The local town we stayed in was having a Scarecrow trail which is a UK tradition where you try to find them all, solving clues and puzzles as they hunt. We joined in a bit as we returned home from Sunday roast.



Buttermere Lake hike



Oban, Scotland


We came to Oban to make use of the ferry service to the outer islands. We had a boat tour leaving from the Isle of Mull. At 0630 we boarded the ferry in Oban arriving 50 minutes later. Not knowing how to actually get off the ferry, the cook helped point us to the vehicle level where we could walk off the ramp. We took a 45 minute taxi across the Isle of Mull that turned into a wonderful experience as the driver shared interesting stories about his childhood in Lithuania. He even did an impromptu stop to share his favorite overlook.



A few months back we had booked the “Big Bird” tour with Turus tours, they take the group to Isle of Lunga in the Trishnish Isles and is the only tour that gives you 4 hours to spend with the puffins.





Razorbills

Guillamots

Shags

Argyll, Kilmartin Glen, just outside of Oban
North of Lochgilphead, has one of the most important concentrations of Neolithic and Bronze Age remains in Scotland.
Kilmartin Stones A collection of 79 ancient grave markers located at the Kilmartin Parish Church in Argyll, Scotland. What looks to be knights were depicted with pointed heads.


Isle of Skye, Scotland
A 4 hour drive from Oban brings us to the lovely Isle of Skye where our Airbnb is found in Waternish, the middle peninsula.


Dunvegan Castle
Dunvegan Castle contains the work of at least ten building periods ranging from the 1200s to the 1850s.

View of the castle from the water during our boat trip.

View from inside the castle overlooking the loch.
My favorite part was the quick boat trip out to visit a colony of seals in a simple clinker boat.




Fairy Pools on the Isle of Skye
We woke to a rare sunny spring morning in the Isle of Skye and headed out to find the Fairy Pools. An hour drive and we arrived at a well organized and busy parking lot. The Fairy Pools can be found on the northern slopes of the stunning Black Cuillin range. While the hike is busy with fellow outdoor enthusiasts, it doesn’t detract from the beauty of the turquoise river surrounded by gorgeous mountains, the crisp breeze and bleat of sheep nearby. A short stop of the nearly distillery Talisker that has been in business since 1830, topped off a perfect Scotland day.




Scottish fairies are complex, often dangerous supernatural entities rooted in Celtic folklore, known in Gaelic as Sith. Far from the tiny, winged creatures of Disney, they were historically viewed as human-sized, deeply connected to nature, and separated into two warring factions: the Seelie Court (often helpful) and the Unselie Court (highly malicious).
Urisks are solitary, shaggy creatures often found near waterfalls, who interact with humans looking for companionship but can be incredibly temperamental.
Ghillie Dhu are a wild, protective, fairy associated with the pine forests of western Scotland.
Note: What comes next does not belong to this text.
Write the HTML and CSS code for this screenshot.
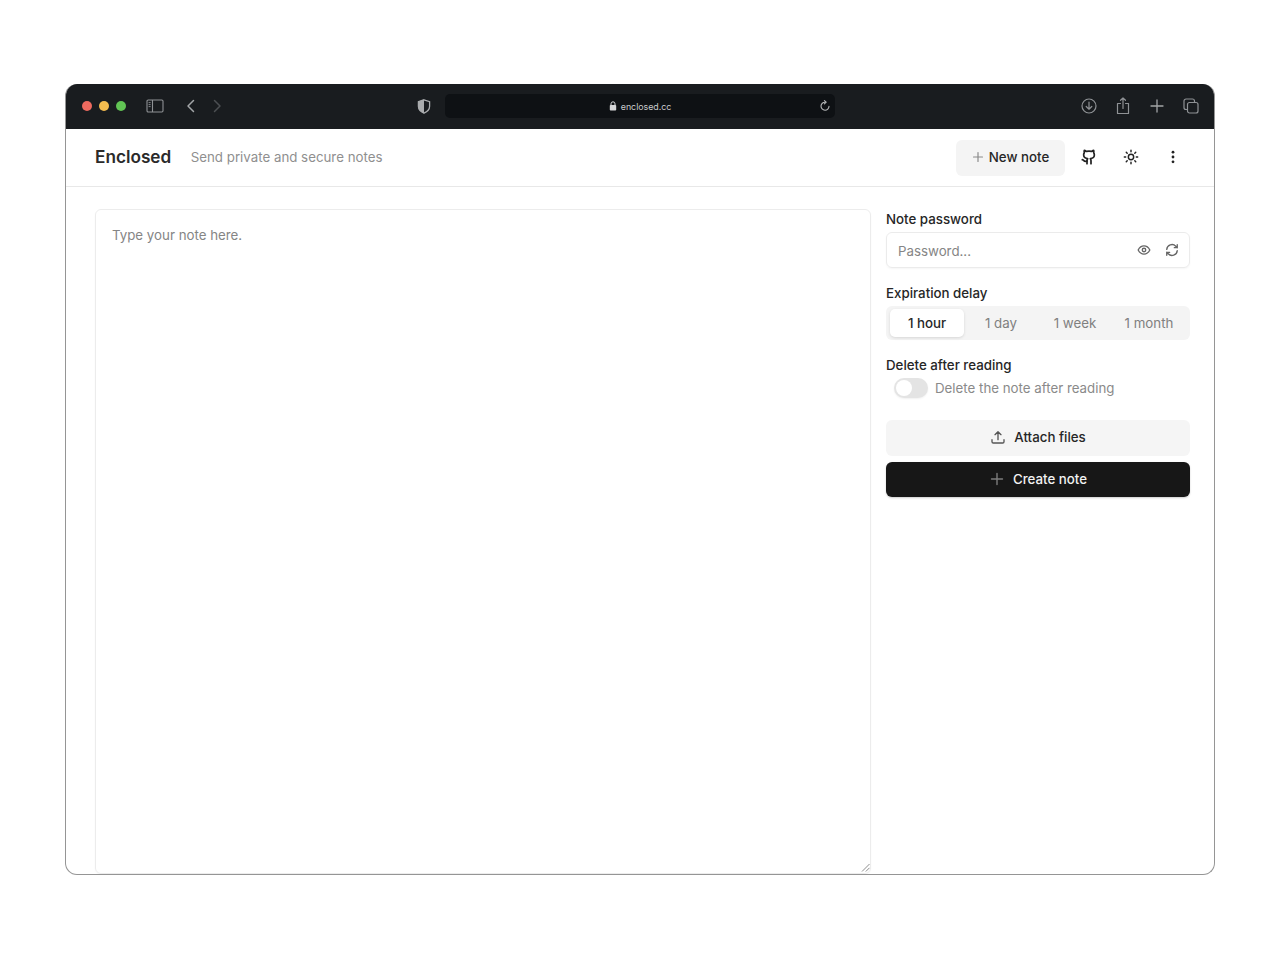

He is usually friendly, but hostile to humans who harm his woods.
Kelpies are shapeshifting water spirits (often taking the form of a horse) that trick people into riding them before dragging them to a watery grave.
Dinosaur footprints at An Corran
About 166 million years ago a group of meat-eating Megalosaurus dinosaurs walked through the mud here beside a warm shallow sea. At the time Skye was part of a huge continent south of the equator.






NC500, Scotland’s driving loop around the Highlands
When we arrived to the western side of the NC500 we were greeted with several days of non-stop rain. We may not have let that stop us, but the cloud cover, blanketing all the mountain views were a show stopper for us. One quick venture out confirmed we couldn’t see much of anything. We ran across a few dedicated hikers and several groups of bikers pushing through the weather. We opted to stay dry and catch up on travel logistics.
Our Airbnb has a wonderful view over the loch to sizeable mountain range. At least, that is what the advertisement photos showed, all we have seen is a blanket of clouds, maybe tomorrow.




Inverness
Our lodging was 15 minutes outside of the town of Inverness and we were glad to be out in the country. The location was up a narrow single-track road in the hills of the Highland, dotted with homes alongside sheep and highland farms.

Our main reason for stopping here was to visit the fabled Loch Ness. A boat cruise across the Loch Ness was a perfect way to kick off our visit. Having learned that a sunny day is Scotland is rare, we took full advantage and visited Urquhart castle following the cruise.






Trek down the street to visit the neighbors



Edinburgh, Scotland









London
Raincoats on, we enjoyed our time in London. We caught a few theater shows, including Oliver, spent days walking-about downtown London, Bigbus tours, British Museum, IMAX movie, Sunday roasts and lots of delicious eats and a pub or two.